Han pasado ya unos años desde que el filósofo americano Alasdair MacIntyre publicara su libro "Tras la virtud" (1985) con el provocó un intenso debate intelectual, pues tenía la valentía de revindicar una de las claves de la ética y de la más antigua tradición filosófica griega, acerca de la consecución de la felicidad a través del ejercicio de las virtudes: "la persona virtuosa es la medida viviente del bien, porque para ella el bien aparente es también el bien en verdad y en sí mismo" (66).
Precisamente, dentro del extenso y fecundo Pontificado de san Juan Pablo II se publicó en el año 1993, uno de los documentos más esclarecedores de la teología católica que fue la Encíclica Veritatis splendor acerca de las relaciones entre verdad y libertad y por tanto de los fundamentos racionales del orden moral.
En ese documento del papa, entre otras cuestiones se abordaba, la necesidad de recuperar filosóficamente y teológicamente las virtudes cristianas y teologales para iluminar la vida de los cristianos: "La virtud no concierne solamente al aspecto subjetivo de la interioridad, ni al aspecto objetivo de la ejecución: hace buenos al mismo tiempo al que actúa y a sus acciones" (76).
Precisamente, cuando en el catecismo universal de la Iglesia Católica publicado en 1997, debía abordarse la vida moral del cristiano, arrancaba su discurso con un sugerente título: "la vida en Cristo". Efectivamente, el obrar humano y cristiano tiene como objeto amar e imitar a Jesucristo. Por eso se puede decir que: "El núcleo de las virtudes es el amor" (79).
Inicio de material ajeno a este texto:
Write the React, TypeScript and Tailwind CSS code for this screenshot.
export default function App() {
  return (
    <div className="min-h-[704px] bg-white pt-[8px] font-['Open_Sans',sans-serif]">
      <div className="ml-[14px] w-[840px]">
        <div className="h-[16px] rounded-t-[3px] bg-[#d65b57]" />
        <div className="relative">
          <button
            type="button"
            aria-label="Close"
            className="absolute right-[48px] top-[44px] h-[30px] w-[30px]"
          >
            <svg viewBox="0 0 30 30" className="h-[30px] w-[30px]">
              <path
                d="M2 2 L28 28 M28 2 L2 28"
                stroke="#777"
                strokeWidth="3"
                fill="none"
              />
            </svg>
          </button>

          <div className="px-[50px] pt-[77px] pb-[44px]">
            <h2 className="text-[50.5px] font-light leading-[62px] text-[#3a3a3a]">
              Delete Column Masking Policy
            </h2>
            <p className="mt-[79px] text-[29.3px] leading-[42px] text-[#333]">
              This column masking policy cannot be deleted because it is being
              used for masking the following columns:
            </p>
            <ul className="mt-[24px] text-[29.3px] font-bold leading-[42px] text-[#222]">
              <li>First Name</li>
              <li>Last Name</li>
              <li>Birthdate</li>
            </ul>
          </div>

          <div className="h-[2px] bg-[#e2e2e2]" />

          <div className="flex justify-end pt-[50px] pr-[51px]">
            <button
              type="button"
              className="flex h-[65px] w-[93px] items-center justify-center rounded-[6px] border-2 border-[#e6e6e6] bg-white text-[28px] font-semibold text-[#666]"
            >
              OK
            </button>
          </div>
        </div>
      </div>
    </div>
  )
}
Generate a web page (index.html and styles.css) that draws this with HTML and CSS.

Es más, se trata de vivir una vida con Jesucristo, de ahí el carácter central, Cristo céntrico de la moral cristiana, como subraya Livio Melina en uno de sus más profundos trabajos realizado al frente del Instituto Juan Pablo II de la familia que ha dirigido acertadamente durante tantos años: "La referencia a Cristo es fundamental para una comprensión del hombre como tal y no sólo como cristiano: es decir, para todo hombre que quiera entender su ser, su vocación, y por lo tanto, el sentido último de su obrar" (159).
Además Melina nos recordará que Dios ha tomado la iniciativa: "La caridad, como amistad con Dios, es posible sólo si Dios toma graciosamente la iniciativa hacia el hombre. Es por medio de la gracia sobrenatural como tenemos la caridad, forma y madre de todas las virtudes" (80).
Precisamente, lo que subrayan los Padres de la Iglesia (194), como san Ambrosio, es la necesidad del diálogo de la oración: "La nueva ley, que tiene su magna charta en el Sermón de la Montaña, y que actúa en nosotros por medio del don del Espíritu, especifica la condición final y definitiva del mandamiento: es interiorizado como un nuevo instinto, que permite adherirse a cada sugerencia del Espíritu y a cada consejo de Cristo, que nos habla como un amigo" (167).
José Carlos Martín de la Hoz
Livio Melina, Participar en las virtudes de Cristo, ediciones cristiandad, Madrid 2004, 279 pp.